Andrew Broad MP (Member for Mallee and Assistant minister to the Deputy Prime Minister), Senator Rachel Siewert (Acting Deputy Co-Leader of the Greens) and Patrick Gorman MP (Member for Perth) each welcome Voices for Justice delegates to Parliament, stressing that this is the people’s parliament.
They also offer delegates advice for the day’s meetings ahead:
“Australia has a long history of people giving a damn,” said Andrew Broad.
“Politicians are simple people looking to make a difference – looking for good reasons to make a difference. Put good reasons in front of them and you’ll be surprised by their response.”
Senator Rachel Siewart encouraged delegates to not just share ‘stories’ but to share accounts of lives that have been changed by Australian aid changes.
“Enjoy your time here, share accounts and don’t let them off!” she told delegates.
“Politicians don’t accept meetings with people they don’t want to meet with. They want to hear from you. They will ask you tough questions. Do your best to answer. Say ‘I don’t know’ if you don’t know. Get to your point,” Patrick Gorman advised.
Australia is “lucky enough and wealthy enough” and “smart enough to do more than one thing,” he reminds them.
Nine hours later delegates are halfway through the 89 meetings scheduled for their time in Canberra.

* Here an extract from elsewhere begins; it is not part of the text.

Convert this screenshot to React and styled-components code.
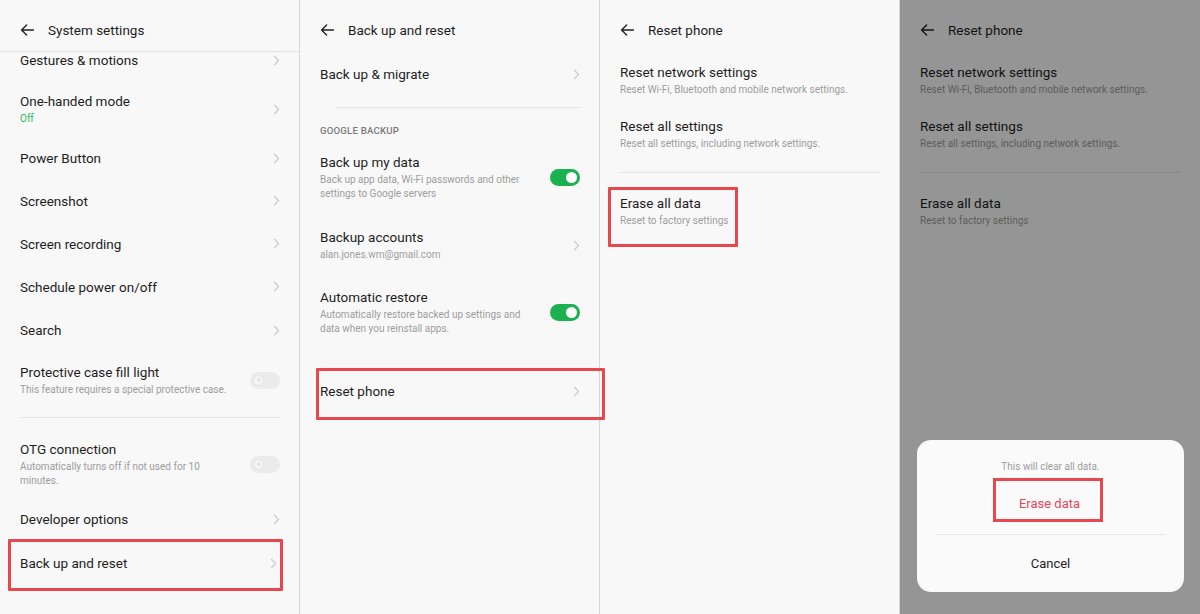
import React from "react";
import styled, { createGlobalStyle } from "styled-components";

const Global = createGlobalStyle`
  html, body {
    margin: 0;
    padding: 0;
    background: #f8f8f8;
    font-family: Roboto, "Noto Sans", Arial, sans-serif;
    -webkit-font-smoothing: antialiased;
  }
`;

const Screens = styled.div`
  display: flex;
  width: 1200px;
  height: 614px;
  overflow: hidden;
`;

const Panel = styled.div`
  position: relative;
  width: 300px;
  height: 614px;
  box-sizing: border-box;
  display: flex;
  flex-direction: column;
  background: #f8f8f8;
  border-right: ${(p) => (p.$last ? "none" : "1px solid #d6d6d6")};
`;

const Header = styled.div`
  display: flex;
  align-items: center;
  gap: 14px;
  height: 52px;
  flex-shrink: 0;
  box-sizing: border-box;
  padding: 9px 20px 0;
  border-bottom: ${(p) => (p.$line ? "1px solid #e2e2e2" : "1px solid transparent")};
  font-size: 13.5px;
  color: #1e1e1e;
`;

const Row = styled.div`
  display: flex;
  align-items: ${(p) => (p.$top ? "flex-start" : "center")};
  justify-content: space-between;
  height: ${(p) => p.$h}px;
  flex-shrink: 0;
  box-sizing: border-box;
  margin-top: ${(p) => p.$mt || 0}px;
  padding-left: ${(p) => p.$pl ?? 20}px;
  padding-right: ${(p) => p.$pr ?? 19}px;
  padding-top: ${(p) => p.$pt || 0}px;
  padding-bottom: ${(p) => p.$pb || 0}px;
`;

const TextBlock = styled.div`
  display: flex;
  flex-direction: column;
`;

const Title = styled.div`
  font-size: 13.5px;
  line-height: 18px;
  color: #1e1e1e;
  white-space: nowrap;
`;

const Sub = styled.div`
  margin-top: ${(p) => (p.$first ? 2 : 0)}px;
  font-size: 10px;
  line-height: 14px;
  color: ${(p) => (p.$green ? "#27b866" : "#9d9d9d")};
  white-space: nowrap;
`;

const SectionLabel = styled.div`
  height: 14px;
  margin-top: ${(p) => p.$mt}px;
  padding-left: 20px;
  font-size: 9.6px;
  line-height: 14px;
  font-weight: 500;
  letter-spacing: 0.2px;
  color: #7b7b7b;
`;

const Divider = styled.div`
  height: 1px;
  flex-shrink: 0;
  margin: ${(p) => p.$mt}px 19px 0 ${(p) => p.$ml ?? 20}px;
  background: #e4e4e4;
`;

/* red annotation frame around a row */
const Highlight = styled.div`
  position: relative;
  z-index: 1;
  flex-shrink: 0;
  align-self: ${(p) => (p.$fit ? "flex-start" : "stretch")};
  margin: ${(p) => p.$mt || 0}px ${(p) => p.$mr || 0}px 0 ${(p) => p.$ml || 0}px;
  border: 3px solid #e8474d;
  border-radius: 1px;
`;

const Track = styled.div`
  position: relative;
  width: 30px;
  height: 17px;
  border-radius: 9px;
  flex-shrink: 0;
  background: ${(p) => (p.$on ? "#1bb150" : "#ebebeb")};
`;

const Knob = styled.div`
  position: absolute;
  top: 3px;
  left: ${(p) => (p.$on ? "16px" : "3px")};
  width: 11px;
  height: 11px;
  border-radius: 50%;
  box-sizing: border-box;
  background: ${(p) => (p.$on ? "#ffffff" : "#f6f6f6")};
  border: ${(p) => (p.$on ? "none" : "1px solid #e2e2e2")};
  display: flex;
  align-items: center;
  justify-content: center;
`;

const Dim = styled.div`
  position: absolute;
  inset: 0;
  background: rgba(0, 0, 0, 0.4);
  z-index: 2;
`;

const Sheet = styled.div`
  position: absolute;
  left: 17px;
  right: 16px;
  bottom: 22px;
  height: 152px;
  z-index: 3;
  box-sizing: border-box;
  padding-top: 20px;
  border-radius: 14px;
  background: #fafafa;
  display: flex;
  flex-direction: column;
  align-items: center;
`;

const SheetNote = styled.div`
  font-size: 10px;
  line-height: 14px;
  color: #9d9d9d;
`;

const EraseFrame = styled.div`
  display: flex;
  align-items: center;
  justify-content: center;
  box-sizing: border-box;
  width: 110px;
  height: 44px;
  margin: 4px 6px 0 0;
  padding: 7px 0 0 4px;
  border: 3px solid #e8474d;
`;

const EraseText = styled.div`
  font-size: 13px;
  color: #e9465a;
`;

const SheetLine = styled.div`
  align-self: stretch;
  height: 1px;
  margin: 12px 19px 0;
  background: #e6e6e6;
`;

const Cancel = styled.div`
  flex: 1;
  display: flex;
  align-items: center;
  font-size: 13px;
  color: #1e1e1e;
`;

const Back = () => (
  <svg width="14" height="12" viewBox="0 0 14 12" fill="none">
    <path
      d="M13.5 6H1.6M6.6 1L1.6 6l5 5"
      stroke="#222"
      strokeWidth="1.4"
      strokeLinecap="round"
      strokeLinejoin="round"
    />
  </svg>
);

const Chevron = () => (
  <svg width="7" height="11" viewBox="0 0 7 11" fill="none">
    <path d="M1.2 1l4.4 4.5-4.4 4.5" stroke="#cacaca" strokeWidth="1.2" />
  </svg>
);

const Toggle = ({ on }) => (
  <Track $on={on}>
    <Knob $on={on}>
      {!on && (
        <svg width="6" height="6" viewBox="0 0 6 6">
          <path d="M3 0.5v5M0.5 3h5" stroke="#dcdcdc" strokeWidth="1" />
        </svg>
      )}
    </Knob>
  </Track>
);

const Item = ({ title, sub = [], green, children, ...rest }) => (
  <Row {...rest}>
    <TextBlock>
      <Title>{title}</Title>
      {sub.map((line, i) => (
        <Sub key={i} $green={green} $first={i === 0}>
          {line}
        </Sub>
      ))}
    </TextBlock>
    {children}
  </Row>
);

const SystemSettings = () => (
  <Panel>
    <Header $line>
      <Back />
      System settings
    </Header>
    <Item title="Gestures & motions" $h={16}>
      <Chevron />
    </Item>
    <Item title="One-handed mode" sub={["Off"]} green $h={46} $mt={18}>
      <Chevron />
    </Item>
    <Item title="Power Button" $h={42} $mt={5}>
      <Chevron />
    </Item>
    <Item title="Screenshot" $h={43}>
      <Chevron />
    </Item>
    <Item title="Screen recording" $h={43}>
      <Chevron />
    </Item>
    <Item title="Schedule power on/off" $h={43}>
      <Chevron />
    </Item>
    <Item title="Search" $h={44}>
      <Chevron />
    </Item>
    <Item
      title="Protective case fill light"
      sub={["This feature requires a special protective case."]}
      $h={48}
      $mt={4}
    >
      <Toggle />
    </Item>
    <Divider $mt={13} />
    <Item
      title="OTG connection"
      sub={["Automatically turns off if not used for 10", "minutes."]}
      $h={56}
      $mt={18}
    >
      <Toggle />
    </Item>
    <Item title="Developer options" $h={40} $mt={7}>
      <Chevron />
    </Item>
    <Highlight $ml={8} $mr={16}>
      <Item title="Back up and reset" $h={46} $pl={9} $pr={3} $pb={4}>
        <Chevron />
      </Item>
    </Highlight>
  </Panel>
);

const BackupReset = () => (
  <Panel>
    <Header>
      <Back />
      Back up and reset
    </Header>
    <Item title="Back up & migrate" $h={36} $mt={4}>
      <Chevron />
    </Item>
    <Divider $mt={15} $ml={36} />
    <SectionLabel $mt={16}>GOOGLE BACKUP</SectionLabel>
    <Item
      title="Back up my data"
      sub={["Back up app data, Wi-Fi passwords and other", "settings to Google servers"]}
      $h={50}
      $mt={14}
    >
      <Toggle on />
    </Item>
    <Item title="Backup accounts" sub={["alan.jones.wm@gmail.com"]} $h={50} $mt={18}>
      <Chevron />
    </Item>
    <Item
      title="Automatic restore"
      sub={["Automatically restore backed up settings and", "data when you reinstall apps."]}
      $h={50}
      $mt={17}
    >
      <Toggle on />
    </Item>
    <Highlight $mt={31} $ml={16} $mr={-6}>
      <Item title="Reset phone" $h={46} $pl={1} $pr={22} $pb={6}>
        <Chevron />
      </Item>
    </Highlight>
  </Panel>
);

const ResetList = ({ marked }) => {
  const erase = (
    <Item
      title="Erase all data"
      sub={["Reset to factory settings"]}
      $top
      $h={marked ? 54 : 60}
      $mt={marked ? 0 : 14}
      $pt={marked ? 4 : 7}
      $pl={marked ? 9 : 20}
      $pr={6}
    />
  );
  return (
    <>
      <Header>
        <Back />
        Reset phone
      </Header>
      <Item
        title="Reset network settings"
        sub={["Reset Wi-Fi, Bluetooth and mobile network settings."]}
        $h={48}
        $mt={4}
      />
      <Item
        title="Reset all settings"
        sub={["Reset all settings, including network settings."]}
        $h={48}
        $mt={6}
      />
      <Divider $mt={14} />
      {marked ? (
        <Highlight $fit $mt={14} $ml={8}>
          {erase}
        </Highlight>
      ) : (
        erase
      )}
    </>
  );
};

export default function App() {
  return (
    <>
      <Global />
      <Screens>
        <SystemSettings />
        <BackupReset />
        <Panel>
          <ResetList marked />
        </Panel>
        <Panel $last>
          <ResetList />
          <Dim />
          <Sheet>
            <SheetNote>This will clear all data.</SheetNote>
            <EraseFrame>
              <EraseText>Erase data</EraseText>
            </EraseFrame>
            <SheetLine />
            <Cancel>Cancel</Cancel>
          </Sheet>
        </Panel>
      </Screens>
    </>
  );
}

One of four scheduled workshops have taken place, along with a Q&A with generous-hearted Labor Senator Claire Moore, and a rather feisty senatorial Question Time.
Debriefing after their day of meetings, one woman tells me about her meeting with Liberal MP John Alexander, saying that the two days of training from the Micah team had prepared their group to respond to every objection he had raised to their request to increase aid funding.
“I came here with no political experience,” says another delegate.
A mother who has brought her two children shares what it’s like to advocate with her kids.
“So I’m the mother of the sleeping twelve-year-old,” she begins, motioning to her child who has put up a valiant effort all day and finally succumbed to exhaustion.
“We saw Kristina Keneally this morning… and she said that it was the best lobby group meeting she has ever had. And she said ‘I’m not just saying that because of the little ones!’”
Exhausted but excited by their engagement with the process of democracy, delegates headed back to their accommodation for sleep and bed.
Tomorrow, it all starts again for these ordinary Christians who put aside four days to go to the nation’s capital and talk to Australia’s leaders about funding programs they will most likely never see, in countries they may never visit, all for the sake of people they will probably never meet.
Anyone who thinks there’s a lack of vision in Canberra just isn’t looking in the right places.